Отказ от женственности может фиксироваться не только в смене метафорической парадигмы, но и в грамматической и нарративной структуре текста. Так, у Рыбаковой в романе «Анна Гром и ее призрак» отказ от принадлежности к определенному полу подается как отказ от «Я». Героиня начинает писать о себе с точки зрения постороннего наблюдателя: «В один прекрасный день в институте появилось неловкое существо. Это существо владело лишь ломаным немецким <…>. Одето оно было на редкость нелепо и безвкусно <…>; но существо было не робкого десятка (это была я)… вставляло по поводу и без повода свои замечания во время курсов д-ра Зайба» [Рыбакова 1999:41]. Далее ощущение «среднего рода» усиливается благодаря аналогии с «насекомым», существительным среднего рода: «Но бок о бок возник и интерес (к этому существу. — Н.Ф.) — так гадкое насекомое привлекает нас своим странным видом. Существо, при всей своей неопрятности, выглядело лет на двадцать пять <…> и, будучи неотесанным, все-таки было женщиной. Мысль, что у меня есть пол, сначала показалась Зайбу извращением…» [Рыбакова 1999:41]. Итак, в конце фрагмента мы замечаем, что осознание своей принадлежности к определенному, в данном случае женскому, полу совпадает с коммуникативным переходом к повествованию от «Я».
Интересны в женских текстах и случаи так называемых «Gender Shifts», в которых в роли диегетического нарратора выступает мужчина (так называемый литературный трансвестизм). В этом отношении показательна повесть Габриэлян «Хозяин травы», которая написана от лица мужчины, страдающего с детства нарциссизмом[3]. Когда Павел встречает Полину (к ней как раз и применимо определение женщина-мальчик; в тексте же она именуется большей частью как «лицо, существо» среднего рода), то она на какое-то время заменяет ему свое зеркальное «Я» (даже по внутренней форме имени «Полина» оказывается «половиной» «Павла»): «Не знаю, зачем это понадобилось живущему в зеркале? Ведь на других женщин от так не реагировал.
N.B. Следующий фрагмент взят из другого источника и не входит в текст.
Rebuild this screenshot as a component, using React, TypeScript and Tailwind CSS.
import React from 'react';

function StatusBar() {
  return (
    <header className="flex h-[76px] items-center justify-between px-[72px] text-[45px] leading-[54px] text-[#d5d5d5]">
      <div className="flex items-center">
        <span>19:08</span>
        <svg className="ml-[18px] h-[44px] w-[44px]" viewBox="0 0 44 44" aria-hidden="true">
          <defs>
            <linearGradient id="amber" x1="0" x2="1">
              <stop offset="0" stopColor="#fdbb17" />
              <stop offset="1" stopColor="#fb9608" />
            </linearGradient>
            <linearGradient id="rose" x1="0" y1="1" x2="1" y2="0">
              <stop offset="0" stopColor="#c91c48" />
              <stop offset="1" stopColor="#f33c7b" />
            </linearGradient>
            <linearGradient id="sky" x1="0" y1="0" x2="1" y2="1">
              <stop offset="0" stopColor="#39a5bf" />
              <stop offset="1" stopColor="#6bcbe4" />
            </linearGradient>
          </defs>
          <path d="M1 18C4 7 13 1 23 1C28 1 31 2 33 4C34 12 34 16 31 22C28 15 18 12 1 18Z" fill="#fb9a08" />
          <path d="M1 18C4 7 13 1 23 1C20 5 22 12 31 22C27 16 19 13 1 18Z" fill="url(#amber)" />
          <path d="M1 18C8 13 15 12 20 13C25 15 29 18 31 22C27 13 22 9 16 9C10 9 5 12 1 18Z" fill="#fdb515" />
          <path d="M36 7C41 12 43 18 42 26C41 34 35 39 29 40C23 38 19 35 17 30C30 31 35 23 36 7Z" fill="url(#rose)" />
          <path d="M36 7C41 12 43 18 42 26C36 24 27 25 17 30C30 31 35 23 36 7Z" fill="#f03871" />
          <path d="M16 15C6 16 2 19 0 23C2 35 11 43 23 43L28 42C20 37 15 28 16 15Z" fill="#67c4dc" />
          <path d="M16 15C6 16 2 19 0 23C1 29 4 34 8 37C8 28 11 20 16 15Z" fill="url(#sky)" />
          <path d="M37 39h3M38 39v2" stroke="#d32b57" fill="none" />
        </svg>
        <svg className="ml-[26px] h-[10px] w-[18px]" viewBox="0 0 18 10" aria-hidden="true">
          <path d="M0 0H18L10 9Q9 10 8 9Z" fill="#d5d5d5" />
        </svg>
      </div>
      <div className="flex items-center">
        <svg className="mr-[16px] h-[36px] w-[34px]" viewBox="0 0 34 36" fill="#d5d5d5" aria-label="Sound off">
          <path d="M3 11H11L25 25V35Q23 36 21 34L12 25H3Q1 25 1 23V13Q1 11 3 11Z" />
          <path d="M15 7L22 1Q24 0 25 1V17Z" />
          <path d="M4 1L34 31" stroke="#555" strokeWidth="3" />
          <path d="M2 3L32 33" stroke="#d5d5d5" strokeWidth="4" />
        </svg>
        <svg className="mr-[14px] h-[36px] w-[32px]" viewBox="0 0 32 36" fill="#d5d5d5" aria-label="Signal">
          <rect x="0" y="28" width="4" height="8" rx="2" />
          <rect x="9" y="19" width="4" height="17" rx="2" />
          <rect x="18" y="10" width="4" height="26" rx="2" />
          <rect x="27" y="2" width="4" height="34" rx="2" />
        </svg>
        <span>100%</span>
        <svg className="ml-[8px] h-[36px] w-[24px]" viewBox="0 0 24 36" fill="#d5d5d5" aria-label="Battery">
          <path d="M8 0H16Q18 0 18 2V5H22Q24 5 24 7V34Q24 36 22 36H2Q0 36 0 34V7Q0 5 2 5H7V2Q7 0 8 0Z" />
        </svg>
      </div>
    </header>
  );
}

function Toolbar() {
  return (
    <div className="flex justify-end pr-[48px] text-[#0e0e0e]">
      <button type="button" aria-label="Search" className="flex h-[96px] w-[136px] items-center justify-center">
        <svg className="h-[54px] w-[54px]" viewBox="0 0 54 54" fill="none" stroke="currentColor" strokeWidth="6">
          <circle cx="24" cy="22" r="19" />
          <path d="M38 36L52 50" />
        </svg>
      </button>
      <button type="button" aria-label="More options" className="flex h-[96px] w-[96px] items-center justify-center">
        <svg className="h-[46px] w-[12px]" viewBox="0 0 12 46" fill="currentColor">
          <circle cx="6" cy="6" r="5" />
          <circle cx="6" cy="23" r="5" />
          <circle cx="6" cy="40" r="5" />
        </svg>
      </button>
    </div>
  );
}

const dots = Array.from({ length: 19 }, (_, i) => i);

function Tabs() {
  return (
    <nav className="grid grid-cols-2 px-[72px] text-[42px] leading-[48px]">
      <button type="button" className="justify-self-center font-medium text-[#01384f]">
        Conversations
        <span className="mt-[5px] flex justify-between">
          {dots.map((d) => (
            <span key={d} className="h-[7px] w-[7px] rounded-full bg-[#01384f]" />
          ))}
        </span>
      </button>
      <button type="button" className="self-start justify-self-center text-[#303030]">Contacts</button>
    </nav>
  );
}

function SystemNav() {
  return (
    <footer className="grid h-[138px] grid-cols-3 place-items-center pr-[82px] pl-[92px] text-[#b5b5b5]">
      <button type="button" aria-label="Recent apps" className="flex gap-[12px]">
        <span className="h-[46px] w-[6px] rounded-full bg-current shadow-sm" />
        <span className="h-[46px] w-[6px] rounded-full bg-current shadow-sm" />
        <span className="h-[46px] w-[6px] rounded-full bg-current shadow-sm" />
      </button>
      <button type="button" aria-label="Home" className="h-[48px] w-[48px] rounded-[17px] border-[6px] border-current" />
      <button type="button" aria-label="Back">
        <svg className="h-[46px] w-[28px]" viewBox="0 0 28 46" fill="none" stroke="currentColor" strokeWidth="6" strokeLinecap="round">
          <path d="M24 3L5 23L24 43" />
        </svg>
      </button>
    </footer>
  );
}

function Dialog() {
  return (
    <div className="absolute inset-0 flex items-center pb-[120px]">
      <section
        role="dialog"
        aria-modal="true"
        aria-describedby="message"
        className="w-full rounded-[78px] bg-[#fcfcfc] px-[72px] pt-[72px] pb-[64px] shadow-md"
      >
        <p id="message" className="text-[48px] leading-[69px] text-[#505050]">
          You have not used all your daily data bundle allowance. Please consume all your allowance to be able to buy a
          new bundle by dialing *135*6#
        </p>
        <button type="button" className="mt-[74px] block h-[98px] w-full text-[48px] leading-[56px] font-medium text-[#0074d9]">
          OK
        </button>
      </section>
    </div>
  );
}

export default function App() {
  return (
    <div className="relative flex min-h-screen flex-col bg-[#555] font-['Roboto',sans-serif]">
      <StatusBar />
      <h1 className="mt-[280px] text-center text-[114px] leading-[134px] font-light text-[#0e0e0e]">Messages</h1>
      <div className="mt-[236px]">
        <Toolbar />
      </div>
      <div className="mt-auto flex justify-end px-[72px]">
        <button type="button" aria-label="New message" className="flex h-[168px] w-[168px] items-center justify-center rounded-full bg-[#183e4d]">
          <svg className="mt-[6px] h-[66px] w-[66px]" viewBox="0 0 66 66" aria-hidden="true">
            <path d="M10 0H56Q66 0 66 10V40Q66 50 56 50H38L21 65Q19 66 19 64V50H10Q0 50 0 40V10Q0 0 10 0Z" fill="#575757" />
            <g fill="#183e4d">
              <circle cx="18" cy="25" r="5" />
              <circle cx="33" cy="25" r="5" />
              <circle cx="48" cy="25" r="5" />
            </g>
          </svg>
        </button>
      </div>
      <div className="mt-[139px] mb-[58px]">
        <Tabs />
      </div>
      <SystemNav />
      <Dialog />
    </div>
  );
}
По всей видимости, Полина заняла в моей жизни то место, на которое до нее не претендовали, — его место» [Габриэлян 2001: 57–58]. Но затем Павлу снова начинает не хватать Его — своего зеркального двойника, и он начинает заниматься любовью с Полиной перед зеркалом. В конце же повести «Полина-половина» умирает, пытаясь избавиться от ребенка, «общего» с обеими половинами мужского Я-героя[4]. Фактически мужское Я-героя «губит» «Полину», чтобы вновь объединится со своим детским отражением в зеркале, но в реальной жизни последнее оказывается невозможным.
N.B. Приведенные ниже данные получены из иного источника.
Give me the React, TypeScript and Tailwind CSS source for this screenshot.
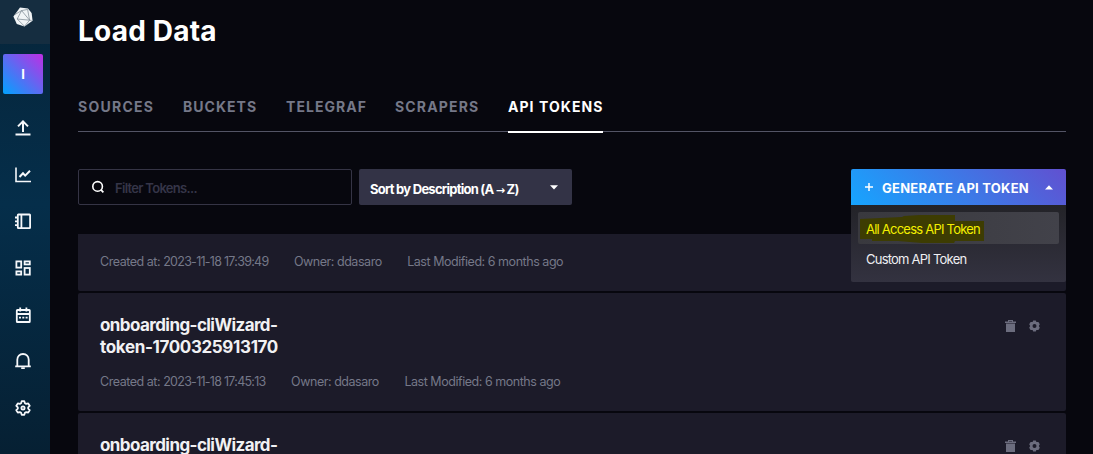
import React from "react";

const stroke = {
  fill: "none",
  stroke: "currentColor",
  strokeWidth: 2,
} as const;

function Logo() {
  return (
    <svg width="20" height="20" viewBox="0 0 20 20">
      <path d="M7 0.6 15 1.6 18.6 6 19.6 13.8 11.5 19.5 3.8 17 0.4 9.4Z" fill="#f1f4f6" />
      <path
        d="M8.6 3.6 4.2 12 11.5 19.3M4.2 12 18.6 13.4M14.6 2.4 8.6 3.6M14.6 2.4 16.6 13.2 11.5 19.3M1.8 7.6 8.6 3.6 16.6 13.2"
        fill="none"
        stroke="#75828c"
        strokeWidth="0.7"
      />
    </svg>
  );
}

function NavIcon({ name }: { name: string }) {
  return (
    <svg width="16" height="16" viewBox="0 0 16 16" className="block text-[#f6f8fb]">
      {name === "upload" && (
        <g {...stroke}>
          <path d="M0.5 14.5H15.5M8 12V1.6M3 6.4 8 1.4 13 6.4" />
        </g>
      )}
      {name === "graph" && (
        <g {...stroke} strokeWidth={1.6}>
          <path d="M1 0.5V14.5H16" />
          <path d="M4.5 10 8 6.2 10.2 8.6 15 3.8" strokeWidth={2} />
        </g>
      )}
      {name === "book" && (
        <g {...stroke} strokeWidth={1.8}>
          <rect x="2.8" y="1.5" width="12.3" height="13.6" rx="0.6" />
          <path d="M6.4 1.3V15.3M0 4.5H3M0 8.3H3M0 12.1H3" />
        </g>
      )}
      {name === "boards" && (
        <g {...stroke} strokeWidth={1.8}>
          <rect x="1.4" y="1.4" width="4.8" height="6.2" />
          <rect x="9.6" y="1.4" width="5.2" height="3" />
          <rect x="1.4" y="11.4" width="4.8" height="3.2" />
          <rect x="9.6" y="8" width="5.2" height="6.6" />
        </g>
      )}
      {name === "calendar" && (
        <g {...stroke} strokeWidth={1.8}>
          <rect x="1.8" y="3" width="13" height="12" rx="0.6" />
          <path d="M1.8 7H14.8M5.2 0.5V4.5M11.4 0.5V4.5" />
          <path d="M4 10.6H6M7.3 10.6H9.3M10.6 10.6H12.6" />
        </g>
      )}
      {name === "bell" && (
        <g {...stroke} strokeWidth={1.8}>
          <path d="M0.2 13.4H15.8M2.3 13.4V6.8C2.3 3.4 4.6 1 8 1S13.7 3.4 13.7 6.8V13.4" />
          <path d="M6.2 15.2H9.8" />
        </g>
      )}
      {name === "cog" && (
        <g {...stroke} strokeWidth={1.8} strokeLinejoin="round">
          <path d="M6.7 1.2H9.3L9.9 3.2 11.2 3.9 13.2 3.4 14.7 5.8 13.2 7.3V8.7L14.7 10.2 13.2 12.6 11.2 12.1 9.9 12.8 9.3 14.8H6.7L6.1 12.8 4.8 12.1 2.8 12.6 1.3 10.2 2.8 8.7V7.3L1.3 5.8 2.8 3.4 4.8 3.9 6.1 3.2Z" />
          <circle cx="8" cy="8" r="1.6" />
        </g>
      )}
    </svg>
  );
}

const navItems = ["upload", "graph", "book", "boards", "calendar", "bell", "cog"];

function Sidebar() {
  return (
    <nav className="flex h-full w-[50px] shrink-0 flex-col bg-linear-to-b/srgb from-[#06253a] via-[#052e4a] via-45% to-[#062033]">
      <div className="flex h-[44px] w-full shrink-0 justify-center bg-[#152d40] pt-[7px] pr-[4px]">
        <Logo />
      </div>
      <div className="mt-[10px] ml-[3px] flex size-10 shrink-0 items-center justify-center rounded-[2px] bg-linear-45/srgb from-[#00a3ff] to-[#be2ee4] pt-[2px] text-[13px] font-bold text-white">
        I
      </div>
      <div className="mt-[10.5px] flex w-[46px] flex-col">
        {navItems.map((n) => (
          <div key={n} className="flex h-[46.7px] items-center justify-center">
            <NavIcon name={n} />
          </div>
        ))}
      </div>
    </nav>
  );
}

function Tabs() {
  const base = "h-full whitespace-nowrap text-[14px] leading-[18px] font-bold pt-[9px]";
  return (
    <div className="mt-[41px] flex h-[43px] border-b border-[#535465] text-[#757888]">
      <div className={`${base} w-[105px] tracking-[1.25px]`}>SOURCES</div>
      <div className={`${base} w-[103px] tracking-[1.02px]`}>BUCKETS</div>
      <div className={`${base} w-[109px] tracking-[1.05px]`}>TELEGRAF</div>
      <div className={`${base} w-[113px] tracking-[1.15px]`}>SCRAPERS</div>
      <div className="h-[44px] w-[95px] border-b-2 border-white pt-[9px] text-[14px] leading-[18px] font-bold tracking-[1.05px] whitespace-nowrap text-white">
        API TOKENS
      </div>
    </div>
  );
}

function Caret({ up = false }: { up?: boolean }) {
  return (
    <svg width="8" height="5" viewBox="0 0 8 5" className="block shrink-0">
      <path d={up ? "M0 4.5 4 0.3 8 4.5Z" : "M0 0.3H8L4 4.5Z"} fill="#fff" />
    </svg>
  );
}

function GenerateMenu() {
  return (
    <div className="relative h-9 w-[215px]">
      <button className="flex h-9 w-full items-center rounded-t-[2px] bg-linear-45/srgb from-[#16a5ff] to-[#6150d0] pl-[14px] text-white">
        <svg width="8" height="8" viewBox="0 0 8 8" className="block">
          <path d="M4 0V8M0 4H8" stroke="#fff" strokeWidth="1.5" />
        </svg>
        <span className="ml-[9px] w-[152px] pt-[3px] text-left text-[13px] font-bold tracking-[0.25px] whitespace-nowrap">
          GENERATE API TOKEN
        </span>
        <span className="ml-[11px]">
          <Caret up />
        </span>
      </button>
      <div className="absolute top-9 left-0 z-10 h-[77px] w-full rounded-b-[2px] bg-linear-to-b/srgb from-[#232328] to-[#333240] px-[7px] pt-[7px] text-[13px] tracking-[-0.77px]">
        <div className="relative flex h-8 items-center rounded-[2px] bg-linear-to-r/srgb from-[#39393e] to-[#42424a] pt-[3px] pl-2">
          <svg width="125" height="29" viewBox="0 0 125 29" className="absolute top-[2px] left-[2px]">
            <path d="M0 5 42 3 44 2 60 1H95V7H124V27H95L94 29H62L38 27H12V25H0Z" fill="#3d3c02" />
          </svg>
          <span className="relative text-[#f4f000]">All Access API Token</span>
        </div>
        <div className="flex h-[31px] items-center pt-[1px] pl-2 text-[#eeeef2]">
          <span>Custom API Token</span>
        </div>
      </div>
    </div>
  );
}

function Toolbar() {
  return (
    <div className="mt-[37px] flex h-9 shrink-0">
      <div className="flex w-[274px] items-center rounded-[2px] border border-[#353445] pl-[12px]">
        <svg width="14" height="14" viewBox="0 0 14 14" className="block">
          <circle cx="6.6" cy="6.4" r="4.8" fill="none" stroke="#fff" strokeWidth="1.6" />
          <path d="M9.8 9.6 12.4 12.4" stroke="#fff" strokeWidth="1.7" />
        </svg>
        <span className="ml-[10px] pt-[3px] text-[13px] font-semibold tracking-[-0.7px] text-[#353548]">
          Filter Tokens...
        </span>
      </div>
      <div className="ml-[7px] flex w-[213px] items-center justify-between rounded-[2px] bg-[#333346] pr-[14px] pl-[11px]">
        <span className="pt-[3px] text-[13px] leading-[18px] font-bold tracking-[-0.75px] whitespace-nowrap text-white">
          Sort by Description (A <span className="font-['DejaVu_Sans',sans-serif] text-[11px] leading-none">→</span> Z)
        </span>
        <Caret />
      </div>
      <div className="ml-auto">
        <GenerateMenu />
      </div>
    </div>
  );
}

function Meta({ created }: { created: string }) {
  return (
    <div className="flex gap-[25.5px] text-[12.5px] leading-[16px] tracking-[-0.46px] whitespace-nowrap text-[#757888]">
      <span>
        Created at: <span className="tracking-[-0.73px]">{created}</span>
      </span>
      <span>Owner: ddasaro</span>
      <span>Last Modified: 6 months ago</span>
    </div>
  );
}

function CardActions() {
  return (
    <div className="flex gap-[12.5px] pt-[5.5px] text-[#6c6d7e]">
      <svg width="11" height="12" viewBox="0 0 11 12">
        <path d="M3 0H8V1.5H11V3H0V1.5H3ZM4 1V1.6H7V1ZM1 3.6H10V12H1Z" fill="currentColor" fillRule="evenodd" />
      </svg>
      <svg width="11" height="12" viewBox="0 0 11 12">
        <path
          d="M4.2 0.5H6.8L7.4 2.1 9.4 1.9 10.8 4.2 9.8 6 10.8 7.8 9.4 10.1 7.4 9.9 6.8 11.5H4.2L3.6 9.9 1.6 10.1 0.2 7.8 1.2 6 0.2 4.2 1.6 1.9 3.6 2.1ZM5.5 4A2 2 0 1 0 5.5 8 2 2 0 1 0 5.5 4Z"
          fill="currentColor"
          fillRule="evenodd"
        />
      </svg>
    </div>
  );
}

function TokenCard({ suffix, created }: { suffix?: string; created?: string }) {
  return (
    <div className="flex h-[118px] shrink-0 justify-between rounded-[2px] bg-[#1c1b29] pt-[21px] pr-[26.5px] pl-[22px]">
      <div>
        <h3 className="text-[17px] leading-[22px] font-bold text-[#f1f1f3]">
          <span className="block tracking-[-0.58px]">onboarding-cliWizard-</span>
          {suffix && <span className="block tracking-[-0.36px]">token-{suffix}</span>}
        </h3>
        {created && (
          <div className="mt-[16px]">
            <Meta created={created} />
          </div>
        )}
      </div>
      <CardActions />
    </div>
  );
}

export default function App() {
  return (
    <div className="flex h-[454px] w-[1093px] overflow-hidden bg-[#07070e] font-['Inter',sans-serif]">
      <Sidebar />
      <main className="flex min-w-0 flex-1 flex-col pr-[27px] pl-[28px]">
        <h1 className="mt-[14px] h-[34px] text-[28px] leading-[34px] font-bold tracking-[0.2px] text-white">
          Load Data
        </h1>
        <Tabs />
        <Toolbar />
        <div className="mt-[29px] flex flex-col gap-[2px]">
          <div className="h-[57px] shrink-0 rounded-b-[2px] bg-[#1c1b29] pt-[20px] pl-[22px]">
            <Meta created="2023-11-18 17:39:49" />
          </div>
          <TokenCard suffix="1700325913170" created="2023-11-18 17:45:13" />
          <TokenCard />
        </div>
      </main>
    </div>
  );
}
Показательно, что название повести «Хозяин травы» соотносимо с кузнечиком, которого Полина рисует на своей ужасающей картине[5] (заметим, что «хозяин» — слово мужского рода). Если же следовать реальной фабуле, то на Полину нападает самка-кузнечик Saga Pedo, которой присуще бесполое (буквально «девственное») размножение — партеногенез. Так, «бесполое размножение» связывается с зеркальным отражением: именно перед зеркалом Полина беременеет, а ее смерть наступает в результате криминального аборта.
Павлу же все время снится сон о Бабочке-Психее, которая никак не может освободится из своего кокона. Наконец, в последнем сне, предвещающем смерть Полины, он видит другую нарисованную ею картину: «И вдруг один из них (коконов. — Н.Ф.) лопается, и из него вываливается какое-то месиво из тонких лапок, неразвернувшихся крылышек и реснисчатых глаз. Причем все это происходит под землей, в метро: „Полина, вернись!“ — кричу я, но она не слышит, и туннель быстро заглатывает электричку и Полину, нянчущую огромный кокон» [Габриэлян 2001: 66]. И тут во сне герою слышится все тот же «плач ребенка». Просыпаясь, он узнает от умирающей Полины, что та избавилась от ребенка. Вновь в одну цепочку стягиваются мотив «убитого ребенка», его плача и «рождения-смерти» в метро. Показательно, что, лежа в гробу, Полина напоминает Павлу «какое-то диковинное насекомое, которое как бы уже начало высвобождаться из своего кокона» [Габриэлян 2001: 69].